22. The system of claim 21, wherein

the set of initial model parameters comprises a set of initial weights;

the first set of model parameters comprises a first set of weights of the first trained model;

the second set of model parameters comprises a second set of weights of the second trained model; and

the aggregated set of model parameters comprises an aggregated set of weights of the aggregated trained model.

23. The system of claim 17, wherein

the first training parameter comprises a first variance estimator of at least the portion of the first trained model; and

the second training parameter comprises a second variance estimator at least the portion of the second trained model.

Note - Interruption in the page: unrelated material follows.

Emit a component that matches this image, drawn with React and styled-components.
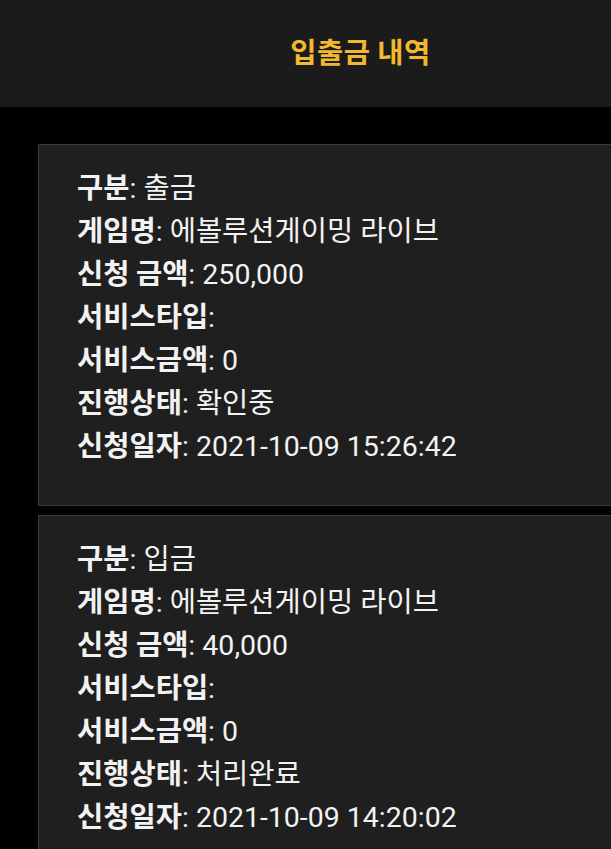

24. The system of claim 23, wherein

the first variance estimator comprises an average of variance estimators over a second half of a last epoch of training on the first training dataset; and

the second first variance estimator comprises an average of variance estimators over a second half of a last epoch of training on the second training dataset.

25-27. (canceled)

28. The system of claim 17, wherein the main processing device does not have access to the first training dataset and the second training dataset.